The quantity over quality style became the official version of the wine when the Chianti DOC was created in 1967, and white wine grapes were required to be at least 10% of the blend, with up to 30% allowed. Using this formula, an ocean of tart, cheap wine was bottled and distributed far and wide in the straw-wrapped container all too aptly called a fiasco*.
However, even as the government was encouraging the production of bad wine, some Tuscan winemakers were focusing on excellence in winemaking. This movement is famous for giving rise to the ‘Super Tuscans’, but it also led to changes in the laws governing Chianti. In 1984, the minimum percentage of white wine grapes was reduced to 2% and blending up to 10% of “international” red wine varieties such as Merlot and Cabernet Sauvignon was authorized. Chianti and Chianti Classico were also upgraded to DOCG appellations, a change which reduced the maximum yield from the vineyards and led to the growing of more concentrated fruit.
The laws were changed again in 1996, eliminating the requirement for blending in white wine at all and upping the allowed portion of international grapes to 15%. Finally, in 2006, blending white wine was completely banned in the Chianti Classico region (though still permitted in other parts of Chianti), and the allowed portion of authorized international varieties was increased to 20%.

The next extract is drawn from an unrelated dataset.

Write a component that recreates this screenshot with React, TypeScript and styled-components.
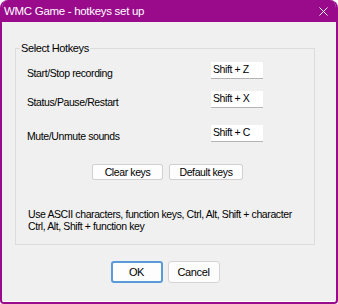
import React from 'react';
import styled, {createGlobalStyle} from 'styled-components';

const GlobalStyle = createGlobalStyle`
  html, body {
    margin: 0;
    padding: 0;
    background: #ffffff;
  }
  * {
    box-sizing: border-box;
  }
`

type HotkeyType = {
    label: string
    value: string
    top: number
}

const hotkeys: HotkeyType[] = [
    {label: 'Start/Stop recording', value: 'Shift + Z', top: 7},
    {label: 'Status/Pause/Restart', value: 'Shift + X', top: 12},
    {label: 'Mute/Unmute sounds', value: 'Shift + C', top: 17},
]

const App = () => {
    return (
        <>
            <GlobalStyle/>
            <Window>
                <TitleBar>
                    <Title>WMC Game - hotkeys set up</Title>
                    <Close aria-label="close">
                        <svg width="9" height="9" viewBox="0 0 9 9">
                            <path d="M0.5 0.5 L8.5 8.5 M8.5 0.5 L0.5 8.5" stroke="#ffffff" strokeWidth="1"/>
                        </svg>
                    </Close>
                </TitleBar>
                <Body>
                    <Group>
                        <Legend>Select Hotkeys</Legend>
                        {hotkeys.map(h => (
                            <Row key={h.label} top={h.top}>
                                <Label>{h.label}</Label>
                                <KeyBox>{h.value}</KeyBox>
                            </Row>
                        ))}
                        <KeyButtons>
                            <SmallButton width={71}>Clear keys</SmallButton>
                            <SmallButton width={74}>Default keys</SmallButton>
                        </KeyButtons>
                        <Help>
                            Use ASCII characters, function keys, Ctrl, Alt, Shift + character<br/>
                            Ctrl, Alt, Shift + function key
                        </Help>
                    </Group>
                    <Footer>
                        <DialogButton primary>OK</DialogButton>
                        <DialogButton>Cancel</DialogButton>
                    </Footer>
                </Body>
            </Window>
        </>
    )
}

export default App

const Window = styled.div`
  width: 338px;
  height: 304px;
  display: flex;
  flex-direction: column;
  background: #f0f0f0;
  border: 2px solid #9a0b8c;
  border-top: none;
  border-radius: 8px 8px 4px 4px;
  overflow: hidden;
  font-family: "Liberation Sans", Arial, sans-serif;
  font-size: 10.5px;
  letter-spacing: -0.4px;
  color: #000;
`

const TitleBar = styled.div`
  height: 22px;
  flex-shrink: 0;
  background: #9a0b8c;
  display: flex;
  align-items: center;
  justify-content: space-between;
  padding: 0 9px 0 2px;
  margin: 0 -2px;
`

const Title = styled.div`
  color: #ffffff;
  font-size: 11.5px;
  padding-left: 2px;
  letter-spacing: -0.3px;
`

const Close = styled.div`
  width: 12px;
  height: 12px;
  display: flex;
  align-items: center;
  justify-content: center;
`

const Body = styled.div`
  flex: 1;
  display: flex;
  flex-direction: column;
  padding: 19px 21px 0 13px;
  border-bottom: 1px solid #ffffff;
`

const Group = styled.fieldset`
  margin: 0;
  padding: 0 12px 0 11px;
  height: 204px;
  border: 1px solid #dcdcdc;
  display: flex;
  flex-direction: column;
`

const Legend = styled.legend`
  font-size: 11px;
  padding: 0 1px;
  margin-left: -7px;
  line-height: 14px;
`

const Row = styled.div<{ top: number }>`
  display: grid;
  grid-template-columns: 184px 52px;
  align-items: center;
  margin-top: ${props => props.top}px;
`

const Label = styled.div`
  padding-top: 4px;
`

const KeyBox = styled.div`
  height: 17px;
  background: #ffffff;
  border-bottom: 1px solid #b4b4b4;
  padding: 1px 0 0 2px;
`

const KeyButtons = styled.div`
  display: flex;
  justify-content: center;
  gap: 6px;
  margin-top: 22px;
  padding-left: 6px;
`

const SmallButton = styled.div<{ width: number }>`
  width: ${props => props.width}px;
  height: 16px;
  background: #fdfdfd;
  border: 1px solid #d0d0d0;
  border-radius: 2px;
  display: flex;
  align-items: center;
  justify-content: center;
`

const Help = styled.div`
  line-height: 12px;
  margin-top: 28px;
  padding-left: 1px;
`

const Footer = styled.div`
  display: flex;
  justify-content: center;
  gap: 5px;
  margin-top: 16px;
`

const DialogButton = styled.div<{ primary?: boolean }>`
  width: 52px;
  height: 22px;
  background: #fdfdfd;
  border: ${props => props.primary ? '2px solid #5a9ad8' : '1px solid #d4d4d4'};
  border-radius: 3px;
  font-size: 11px;
  display: flex;
  align-items: center;
  justify-content: center;
`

Bad Chianti still exists today, but there is also a lot of good. The most highly regarded region is Chianti Classico. Many of these wines, some will say the best, carry the gallo nero (black rooster) logo of the Chianti Classico growers association, Consorzio del Vino Classico Chianti. In the larger Chianti appellation, the wines of the Rufina sub-zone are generally considered the best, though good wines can come from anywhere in the region.
A full range of styles is available, from early drinking wines that, outside of the Classico region, incorporate white wines in the blend, to rich, age-worthy riservas that undergo extended maturation in wood. Finally, yes, there are those that only a generous person would categorize as, er, rustic. But, for the most part, Chiantis are still affordable enough that when you hit a bad one, you just open another bottle.
*Most etymologists believe that the English meaning of fiasco, ‘a complete failure’, is related to the Italian word for flask or bottle, but not because of bad Chianti. The origins of the English usage are unclear but apparently rooted in late 19th century Italian slang. Two good discussions of the subject are this entry on World Wide Words and Still in the Bottleneck, or, Chasing for the First Fiasco on the Oxford University Press blog.